In a 2010 post on the Azaria Chamberlain (dingo stole my baby) case in Australia, I noted that a coroner was to reexamine the case.  The new ruling was released in June this year, with the coroner finding that the cause of baby Azaria’s death “was as the result of being attacked and taken by a dingo.”

The legal processes in the case of the Bali Nine drug traffickers who are facing the death penalty in Indonesia are continuing.  Last month, a second member of the group lodged an application for a presidential pardon.

Also in 2010, I wrote about the case of the alleged “honeymoon killer” who was to be sent back to Alabama from Australia to face charges once he was released from prison there.  The accused, Gabe Watson, was deported and arrested by authorities in the US, and the case went to trial in Alabama.  However, the judge dismissed the case in February 2012 and Mr. Watson in now a free man.

Portrait of a woman showing images tattooed or painted on her upper body (Los Angeles, Cal.: The Plaza Gallery, c1907.) (Source: Library of Congress Prints and Photographs Division, LC-DIG-ppmsca-12861).

On a lighter note, filming of the Hobbit movies, which faced some legal controversy in 2010, wrapped up last month.

Sticking with the entertainment world, the Hangover Part II tattoo copyright case that Christine wrote about last year was  subsequently settled in June 2011.  The details of the settlement have not been released.  The tattoo case related to a Maori-inspired tattoo originally designed for Mike Tyson.

Heading back to New Zealand news, the review of the country’s voting system, which resulted from a referendum held last year, is moving along – a Proposals Paper was released this month for public comment.

Amelia Earhart c1928 (Source: Library of Congress Prints and Photographs Division, LC-USZ62-20901).

Elsewhere in the Pacific, consultation processes are now underway in Fiji in relation to the development of a new constitution; Papua New Guinea has apparently taken further steps towards the repeal of the Sorcery Act; and the team that recently traveled to Kiribati has reportedly found debris on the ocean floor that might be linked to Amelia Earhart‘s crash.

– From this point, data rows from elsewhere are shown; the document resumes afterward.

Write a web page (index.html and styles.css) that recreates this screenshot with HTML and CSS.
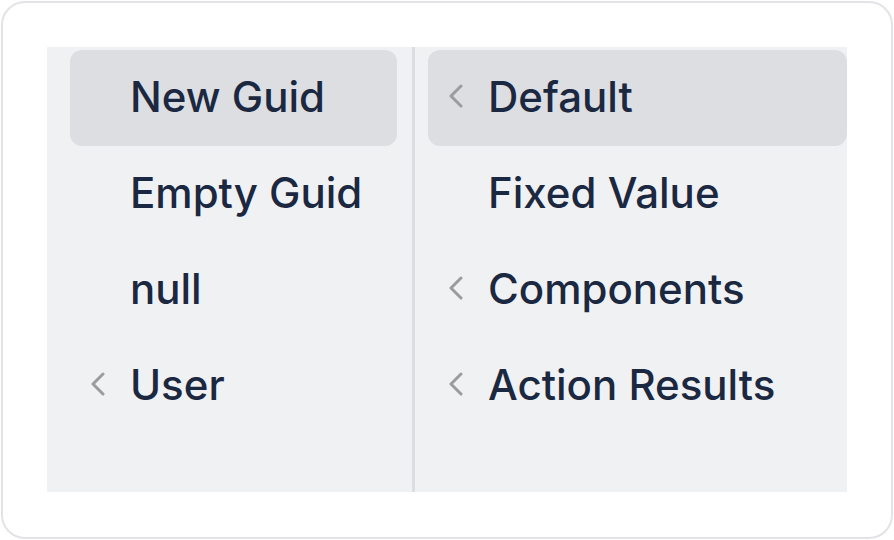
FILE: index.html
```html
<!DOCTYPE html>
<html>
<head>
<meta charset="utf-8">
<link rel="stylesheet" href="styles.css">
</head>
<body>
<div class="card">
  <div class="panel">
    <div class="col col-left">
      <div class="item active"><span class="chev"></span><span class="label">New Guid</span></div>
      <div class="item"><span class="chev"></span><span class="label">Empty Guid</span></div>
      <div class="item"><span class="chev"></span><span class="label">null</span></div>
      <div class="item"><span class="chev"><svg viewBox="0 0 16 24" width="16" height="24"><path d="M13 2 L3 12 L13 22" /></svg></span><span class="label">User</span></div>
    </div>
    <div class="divider"></div>
    <div class="col col-right">
      <div class="item active"><span class="chev"><svg viewBox="0 0 16 24" width="16" height="24"><path d="M13 2 L3 12 L13 22" /></svg></span><span class="label">Default</span></div>
      <div class="item"><span class="chev"></span><span class="label">Fixed Value</span></div>
      <div class="item"><span class="chev"><svg viewBox="0 0 16 24" width="16" height="24"><path d="M13 2 L3 12 L13 22" /></svg></span><span class="label">Components</span></div>
      <div class="item"><span class="chev"><svg viewBox="0 0 16 24" width="16" height="24"><path d="M13 2 L3 12 L13 22" /></svg></span><span class="label">Action Results</span></div>
    </div>
  </div>
</div>
</body>
</html>
```
FILE: styles.css
```css
html, body {
  margin: 0;
  padding: 0;
  background: #ffffff;
}
body {
  width: 894px;
  height: 540px;
  padding: 1px;
  box-sizing: border-box;
  font-family: Inter, "Noto Sans", sans-serif;
}
.card {
  width: 892px;
  height: 538px;
  box-sizing: border-box;
  border: 2px solid #e1e3e7;
  border-radius: 24px;
  background: #ffffff;
  padding: 44px;
}
.panel {
  width: 800px;
  height: 445px;
  background: #f0f1f3;
  display: grid;
  grid-template-columns: 365px 3px 432px;
}
.divider {
  background: #dcdde1;
}
.col {
  padding-top: 3px;
  display: flex;
  flex-direction: column;
  overflow: hidden;
}
.col-left {
  padding-left: 23px;
  padding-right: 15px;
}
.col-right {
  padding-left: 13px;
}
.item {
  height: 96px;
  flex: none;
  border-radius: 12px;
  display: flex;
  align-items: center;
  padding-left: 20px;
  padding-bottom: 3px;
  box-sizing: border-box;
  color: #1b2841;
  font-size: 42px;
  font-weight: 500;
  white-space: nowrap;
}
.item.active {
  background: #dddee2;
}
.chev {
  width: 16px;
  height: 24px;
  margin-right: 24px;
  display: flex;
  margin-top: -1px;
}
.chev svg path {
  fill: none;
  stroke: #9c9c9c;
  stroke-width: 3;
  stroke-linecap: round;
  stroke-linejoin: round;
}
```
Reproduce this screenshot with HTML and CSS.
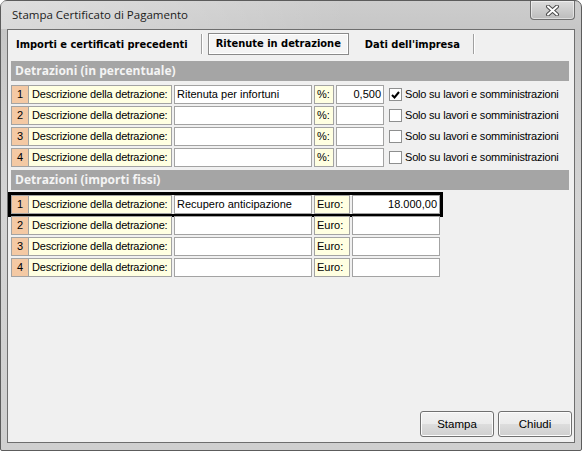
FILE: index.html
```html
<!DOCTYPE html>
<html lang="it">

<head>
  <meta charset="UTF-8">
  <title>Stampa Certificato di Pagamento</title>
  <link rel="stylesheet" href="styles.css">
</head>

<body>
  <div class="window">
    <div class="titlebar">
      <span class="title">Stampa Certificato di Pagamento</span>
      <span class="close">
        <svg width="17" height="11" viewBox="0 0 17 11">
          <path d="M4 1.5 L13 9.5 M13 1.5 L4 9.5" stroke="#4a4a4a" stroke-width="4" stroke-linecap="round"/>
          <path d="M4 1.5 L13 9.5 M13 1.5 L4 9.5" stroke="#fff" stroke-width="2" stroke-linecap="round"/>
        </svg>
      </span>
    </div>

    <div class="client">
      <div class="tab-header">
        <span class="tab-item">Importi e certificati precedenti</span>
        <span class="sep"></span>
        <span class="tab-item active">Ritenute in detrazione</span>
        <span class="tab-item">Dati dell'impresa</span>
        <span class="sep"></span>
      </div>

      <div class="panel">
        <div class="section-title">Detrazioni (in percentuale)</div>
        <div class="rows">
          <div class="row">
            <span class="num">1</span>
            <span class="label">Descrizione della detrazione:</span>
            <span class="field desc">Ritenuta per infortuni</span>
            <span class="label unit pct">%:</span>
            <span class="field value pct">0,500</span>
            <span class="check checked">
              <svg width="9" height="8" viewBox="0 0 9 8"><path d="M1 4 L3.5 6.5 L8 1" stroke="#000" stroke-width="2" fill="none"/></svg>
            </span>
            <span class="check-label">Solo su lavori e somministrazioni</span>
          </div>
          <div class="row">
            <span class="num">2</span>
            <span class="label">Descrizione della detrazione:</span>
            <span class="field desc"></span>
            <span class="label unit pct">%:</span>
            <span class="field value pct"></span>
            <span class="check"></span>
            <span class="check-label">Solo su lavori e somministrazioni</span>
          </div>
          <div class="row">
            <span class="num">3</span>
            <span class="label">Descrizione della detrazione:</span>
            <span class="field desc"></span>
            <span class="label unit pct">%:</span>
            <span class="field value pct"></span>
            <span class="check"></span>
            <span class="check-label">Solo su lavori e somministrazioni</span>
          </div>
          <div class="row">
            <span class="num">4</span>
            <span class="label">Descrizione della detrazione:</span>
            <span class="field desc"></span>
            <span class="label unit pct">%:</span>
            <span class="field value pct"></span>
            <span class="check"></span>
            <span class="check-label">Solo su lavori e somministrazioni</span>
          </div>
        </div>

        <div class="section-title">Detrazioni (importi fissi)</div>
        <div class="rows">
          <div class="row focused">
            <span class="num">1</span>
            <span class="label">Descrizione della detrazione:</span>
            <span class="field desc">Recupero anticipazione</span>
            <span class="label unit euro">Euro:</span>
            <span class="field value euro">18.000,00</span>
          </div>
          <div class="row">
            <span class="num">2</span>
            <span class="label">Descrizione della detrazione:</span>
            <span class="field desc"></span>
            <span class="label unit euro">Euro:</span>
            <span class="field value euro"></span>
          </div>
          <div class="row">
            <span class="num">3</span>
            <span class="label">Descrizione della detrazione:</span>
            <span class="field desc"></span>
            <span class="label unit euro">Euro:</span>
            <span class="field value euro"></span>
          </div>
          <div class="row">
            <span class="num">4</span>
            <span class="label">Descrizione della detrazione:</span>
            <span class="field desc"></span>
            <span class="label unit euro">Euro:</span>
            <span class="field value euro"></span>
          </div>
        </div>
      </div>

      <div class="footer">
        <button class="btn">Stampa</button>
        <button class="btn">Chiudi</button>
      </div>
    </div>
  </div>
</body>

</html>
```

FILE: styles.css
```css
* {
  box-sizing: border-box;
}

body {
  margin: 0;
  background: #fff;
  font-family: "Liberation Sans", Arial, sans-serif;
  font-size: 11px;
  color: #000;
}

.window {
  width: 582px;
  height: 451px;
  border: 1px solid #5c5c5c;
  border-radius: 7px 7px 2px 2px;
  background: linear-gradient(180deg, #cdcdcd 0, #c6c6c6 30px, #d4d4d4 200px, #cfcfcf 100%);
  display: flex;
  flex-direction: column;
}

.titlebar {
  height: 28px;
  display: flex;
  justify-content: space-between;
  padding-left: 11px;
  background: linear-gradient(90deg, rgba(255,255,255,.35), rgba(255,255,255,0) 60%);
}

.title {
  font-family: "Open Sans", "Noto Sans", sans-serif;
  font-size: 11.5px;
  line-height: 28px;
  color: #1c1c1c;
}

.close {
  width: 45px;
  height: 19px;
  margin-right: 6px;
  border: 1px solid #6f6f6f;
  border-top: none;
  border-radius: 0 0 4px 4px;
  background: linear-gradient(180deg, #dcdcdc, #bcbcbc);
  box-shadow: inset 0 0 0 1px rgba(255,255,255,.5);
  display: flex;
  align-items: center;
  justify-content: center;
}

.client {
  flex: 1;
  margin: 0 6px 7px 6px;
  border: 1px solid #6e6e6e;
  background: #f0f0f0;
  display: flex;
  flex-direction: column;
}

.tab-header {
  height: 27px;
  padding-top: 1px;
  display: flex;
  align-items: center;
  font-family: "DejaVu Sans Condensed", "DejaVu Sans", sans-serif;
  font-weight: bold;
  font-size: 11px;
}

.tab-item {
  padding: 0 13px 0 8px;
}

.tab-item.active {
  margin-left: 5px;
  height: 22px;
  line-height: 20px;
  padding: 0 7px;
  margin-right: 8px;
  border: 1px solid #8a8a8a;
  box-shadow: inset 1px 1px 0 #fff, inset -1px -1px 0 #fff;
  background: #f4f4f4;
}

.sep {
  width: 2px;
  height: 20px;
  border-left: 1px solid #a0a0a0;
  border-right: 1px solid #fff;
}

.panel {
  padding: 4px 4px 0 3px;
  flex: 1;
}

.section-title {
  height: 20px;
  width: 558px;
  padding-left: 4px;
  background: #a5a5a5;
  color: #f4f4f4;
  font-family: "Open Sans", "Noto Sans", sans-serif;
  font-weight: bold;
  font-size: 12px;
  line-height: 20px;
}

.rows {
  display: flex;
  flex-direction: column;
  gap: 2px;
  padding: 4px 0 3px;
}

.rows + .section-title + .rows {
  padding-top: 5px;
}

.row {
  display: flex;
  align-items: center;
  height: 19px;
}

.row > span {
  height: 19px;
}

.num,
.label,
.field {
  border: 1px solid #a3a3a3;
  line-height: 17px;
  white-space: nowrap;
  overflow: hidden;
}

.num {
  width: 18px;
  background: #f4c9a4;
  text-align: center;
}

.label {
  width: 143px;
  padding-left: 3px;
  background: #ffffe1;
  border-left: none;
  letter-spacing: -.2px;
}

.field {
  background: #fff;
  margin-left: 2px;
  padding: 0 2px;
}

.desc {
  width: 138px;
}

.unit {
  margin-left: 2px;
  border-left: 1px solid #a3a3a3;
  padding-left: 2px;
  letter-spacing: 0;
}

.unit.pct {
  width: 20px;
}

.unit.euro {
  width: 36px;
}

.value {
  text-align: right;
}

.value.pct {
  width: 48px;
}

.value.euro {
  width: 88px;
}

.row .check {
  width: 13px;
  height: 13px;
  margin-left: 5px;
  border: 1px solid #8e8f8f;
  background: #fff;
  display: flex;
  align-items: center;
  justify-content: center;
}

.check-label {
  margin-left: 3px;
  line-height: 19px;
  letter-spacing: -.2px;
}

.row.focused {
  box-shadow: 0 0 0 3px #000;
  width: 429px;
}

.footer {
  display: flex;
  justify-content: flex-end;
  gap: 4px;
  padding: 0 2px 5px 0;
}

.btn {
  width: 74px;
  height: 26px;
  border: 1px solid #707070;
  border-radius: 3px;
  background: linear-gradient(180deg, #f2f2f2 0, #ebebeb 50%, #dddddd 50%, #cfcfcf 100%);
  box-shadow: inset 0 0 0 1px #fcfcfc;
  font-family: "Liberation Sans", Arial, sans-serif;
  font-size: 11.5px;
  color: #000;
}
```
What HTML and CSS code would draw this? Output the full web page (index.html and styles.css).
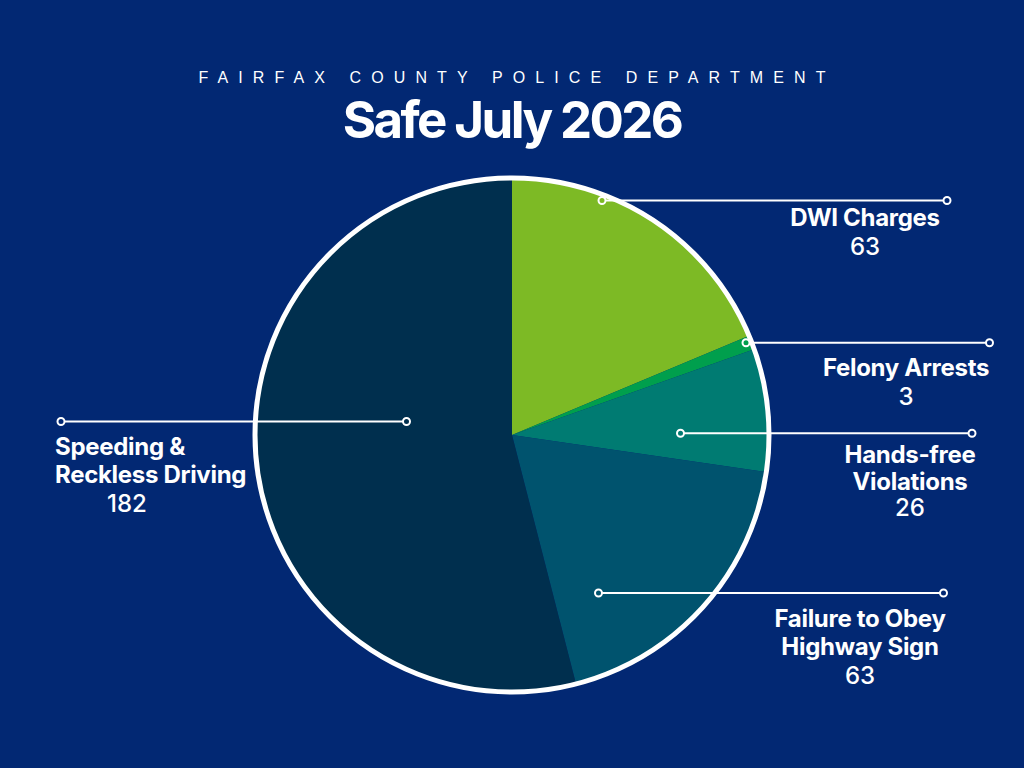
FILE: index.html
```html
<!DOCTYPE html>
<html lang="en">
<head>
<meta charset="utf-8">
<title>Safe July 2026</title>
<link rel="stylesheet" href="styles.css">
</head>
<body>
<main class="canvas">
  <header class="header">
    <p class="dept">FAIRFAX COUNTY POLICE DEPARTMENT</p>
    <h1 class="title">Safe July 2026</h1>
  </header>

  <svg class="chart" width="1024" height="768" viewBox="0 0 1024 768" aria-hidden="true">
    <g class="slices">
      <path class="s-dwi" d="M512 435 L512 178 A257 257 0 0 1 749.1 335.8 Z"/>
      <path class="s-felony" d="M512 435 L749.1 335.8 A257 257 0 0 1 754.2 349.2 Z"/>
      <path class="s-hands" d="M512 435 L754.2 349.2 A257 257 0 0 1 766.3 472.0 Z"/>
      <path class="s-fail" d="M512 435 L766.3 472.0 A257 257 0 0 1 576.0 683.9 Z"/>
      <path class="s-speed" d="M512 435 L576.0 683.9 A257 257 0 1 1 512 178 Z"/>
    </g>
    <circle class="rim" cx="512" cy="435" r="257"/>
    <g class="leaders">
      <line x1="605.5" y1="200.5" x2="943.5" y2="200.5"/>
      <circle cx="602" cy="200.5" r="3.5"/><circle cx="947" cy="200.5" r="3.5"/>
      <line x1="749.5" y1="342.7" x2="986" y2="342.7"/>
      <circle cx="746" cy="342.7" r="3.5"/><circle cx="989.5" cy="342.7" r="3.5"/>
      <line x1="684" y1="433.3" x2="968.5" y2="433.3"/>
      <circle cx="680.5" cy="433.3" r="3.5"/><circle cx="972" cy="433.3" r="3.5"/>
      <line x1="602" y1="593" x2="940" y2="593"/>
      <circle cx="598.5" cy="593" r="3.5"/><circle cx="943.5" cy="593" r="3.5"/>
      <line x1="64.5" y1="421.5" x2="403" y2="421.5"/>
      <circle cx="61" cy="421.5" r="3.5"/><circle cx="406.5" cy="421.5" r="3.5"/>
    </g>
  </svg>

  <div class="label lbl-dwi">
    <div class="name">DWI Charges</div>
    <div class="num">63</div>
  </div>
  <div class="label lbl-felony">
    <div class="name">Felony Arrests</div>
    <div class="num">3</div>
  </div>
  <div class="label lbl-hands">
    <div class="name name-tight">Hands-free</div>
    <div class="name name-tight">Violations</div>
    <div class="num num-tight">26</div>
  </div>
  <div class="label lbl-fail">
    <div class="name">Failure to Obey</div>
    <div class="name">Highway Sign</div>
    <div class="num">63</div>
  </div>
  <div class="label lbl-speed">
    <div class="name">Speeding &amp;</div>
    <div class="name">Reckless Driving</div>
    <div class="num num-indent">182</div>
  </div>
</main>
</body>
</html>
```

FILE: styles.css
```css
* { box-sizing: border-box; }

html, body {
  margin: 0;
  padding: 0;
  background: #022873;
}

.canvas {
  position: relative;
  width: 1024px;
  height: 768px;
  overflow: hidden;
  background: #022873;
  color: #ffffff;
}

.header {
  position: relative;
  z-index: 2;
  padding-top: 68px;
  text-align: center;
}

.dept {
  margin: 0;
  font-family: "Liberation Sans", Arial, sans-serif;
  font-size: 16px;
  font-weight: 400;
  line-height: 20px;
  letter-spacing: 10.1px;
  padding-left: 10.1px;
}

.title {
  margin: 2px 0 0;
  font-family: Inter, "Liberation Sans", sans-serif;
  font-size: 51px;
  font-weight: 700;
  line-height: 60px;
  letter-spacing: -2.6px;
}

.chart {
  position: absolute;
  left: 0;
  top: 0;
}

.s-dwi { fill: #7dba25; }
.s-felony { fill: #009f4d; }
.s-hands { fill: #007b72; }
.s-fail { fill: #00536e; }
.s-speed { fill: #002f4e; }

.rim {
  fill: none;
  stroke: #ffffff;
  stroke-width: 5;
}

.leaders line {
  stroke: #ffffff;
  stroke-width: 2;
}

.leaders circle {
  fill: none;
  stroke: #ffffff;
  stroke-width: 2;
}

.label {
  position: absolute;
  z-index: 2;
  width: 200px;
  text-align: center;
  font-family: Inter, "Liberation Sans", sans-serif;
  font-size: 24px;
  color: #ffffff;
}

.name {
  font-weight: 700;
  line-height: 28px;
  letter-spacing: -0.3px;
}

.name-tight { line-height: 27px; }

.num {
  font-weight: 500;
  line-height: 30px;
}

.num-tight { line-height: 26px; }

.num-indent { padding-left: 52px; }

.lbl-dwi { left: 765px; top: 204px; }
.lbl-felony { left: 806px; top: 354px; }
.lbl-hands { left: 810px; top: 441px; }
.lbl-fail { left: 760px; top: 605px; }
.lbl-speed { left: 55px; top: 433px; text-align: left; width: 240px; }
```
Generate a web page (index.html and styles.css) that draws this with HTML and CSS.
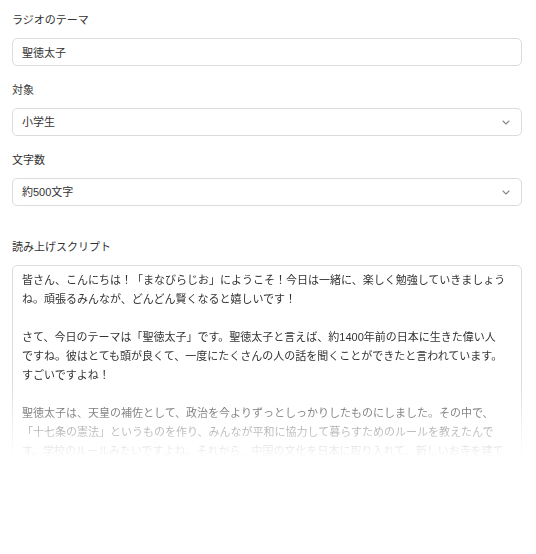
FILE: index.html
```html
<!DOCTYPE html>
<html lang="ja">
<head>
  <meta charset="utf-8" />
  <title>まなびらじお</title>
  <meta name="viewport" content="width=device-width, initial-scale=1.0">
  <link rel="stylesheet" href="styles.css">
</head>
<body>
  <form class="radio-form">
    <div class="field">
      <label for="theme">ラジオのテーマ</label>
      <input type="text" id="theme" value="聖徳太子" />
    </div>
    <div class="field">
      <label for="target">対象</label>
      <div class="select-wrap">
        <select id="target">
          <option>小学生</option>
          <option>中学生</option>
          <option>高校生</option>
        </select>
        <svg class="chevron" width="8" height="5" viewBox="0 0 8 5"><path d="M1 1l3 3 3-3" fill="none" stroke="#888" stroke-width="1.1" stroke-linecap="round" stroke-linejoin="round"/></svg>
      </div>
    </div>
    <div class="field">
      <label for="length">文字数</label>
      <div class="select-wrap">
        <select id="length">
          <option>約500文字</option>
          <option>約1000文字</option>
        </select>
        <svg class="chevron" width="8" height="5" viewBox="0 0 8 5"><path d="M1 1l3 3 3-3" fill="none" stroke="#888" stroke-width="1.1" stroke-linecap="round" stroke-linejoin="round"/></svg>
      </div>
    </div>
    <div class="field script-field">
      <label id="script-label">読み上げスクリプト</label>
      <div class="script-wrap">
        <div class="script-box" role="textbox" aria-labelledby="script-label" aria-multiline="true">
          <p>皆さん、こんにちは！「まなびらじお」にようこそ！今日は一緒に、楽しく勉強していきましょう<br>ね。頑張るみんなが、どんどん賢くなると嬉しいです！</p>
          <p>さて、今日のテーマは「聖徳太子」です。聖徳太子と言えば、約1400年前の日本に生きた偉い人<br>ですね。彼はとても頭が良くて、一度にたくさんの人の話を聞くことができたと言われています。<br>すごいですよね！</p>
          <p>聖徳太子は、天皇の補佐として、政治を今よりずっとしっかりしたものにしました。その中で、<br>「十七条の憲法」というものを作り、みんなが平和に協力して暮らすためのルールを教えたんで<br>す。学校のルールみたいですよね。それから、中国の文化を日本に取り入れて、新しいお寺を建て</p>
        </div>
      </div>
    </div>
  </form>
</body>
</html>
```

FILE: styles.css
```css
:root {
  --border: #dcdcdc;
  --text: #333;
}
html, body {
  margin: 0;
  padding: 0;
  background: #fff;
  color: var(--text);
  font-family: 'Liberation Sans', 'Noto Sans CJK JP', sans-serif;
  font-size: 11px;
}
.radio-form {
  display: flex;
  flex-direction: column;
  gap: 16px;
  padding: 12px 14px 0 12px;
}
.field {
  display: flex;
  flex-direction: column;
  gap: 10px;
}
.script-field {
  margin-top: 17px;
}
label {
  line-height: 16px;
  color: var(--text);
}
input, select, .script-box {
  box-sizing: border-box;
  width: 100%;
  font-family: inherit;
  font-size: 11px;
  color: var(--text);
  background: #fff;
  border: 1px solid var(--border);
  border-radius: 5px;
  outline: none;
}
input, select {
  height: 28px;
  padding: 0 9px;
}
select {
  appearance: none;
  -webkit-appearance: none;
}
.select-wrap {
  position: relative;
}
.chevron {
  position: absolute;
  right: 12px;
  top: 12px;
  pointer-events: none;
}
/* the script box fades out towards the bottom */
.script-wrap {
  height: 193px;
  overflow: hidden;
  -webkit-mask-image: linear-gradient(to bottom, #000 0, #000 118px, rgba(0,0,0,0.6) 148px, rgba(0,0,0,0.32) 167px, rgba(0,0,0,0.07) 186px, transparent 193px);
  mask-image: linear-gradient(to bottom, #000 0, #000 118px, rgba(0,0,0,0.6) 148px, rgba(0,0,0,0.32) 167px, rgba(0,0,0,0.07) 186px, transparent 193px);
}
.script-box {
  height: 230px;
  padding: 5px 9px;
  line-height: 19px;
  white-space: nowrap;
  overflow: hidden;
}
.script-box p {
  margin: 0 0 19px 0;
}
```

Finally, although I couldn’t bear to update my post at the time, I feel like enough time (ok, nearly a year) has passed to enable me to write about the loss of Happy Feet the penguin after his release.  Transmissions from his tracking device went silent a few days into his journey back to Antarctica.  However, I do take heart that the nice people at the transmitter company as well as a penguin expert said that it’s unlikely he was eaten.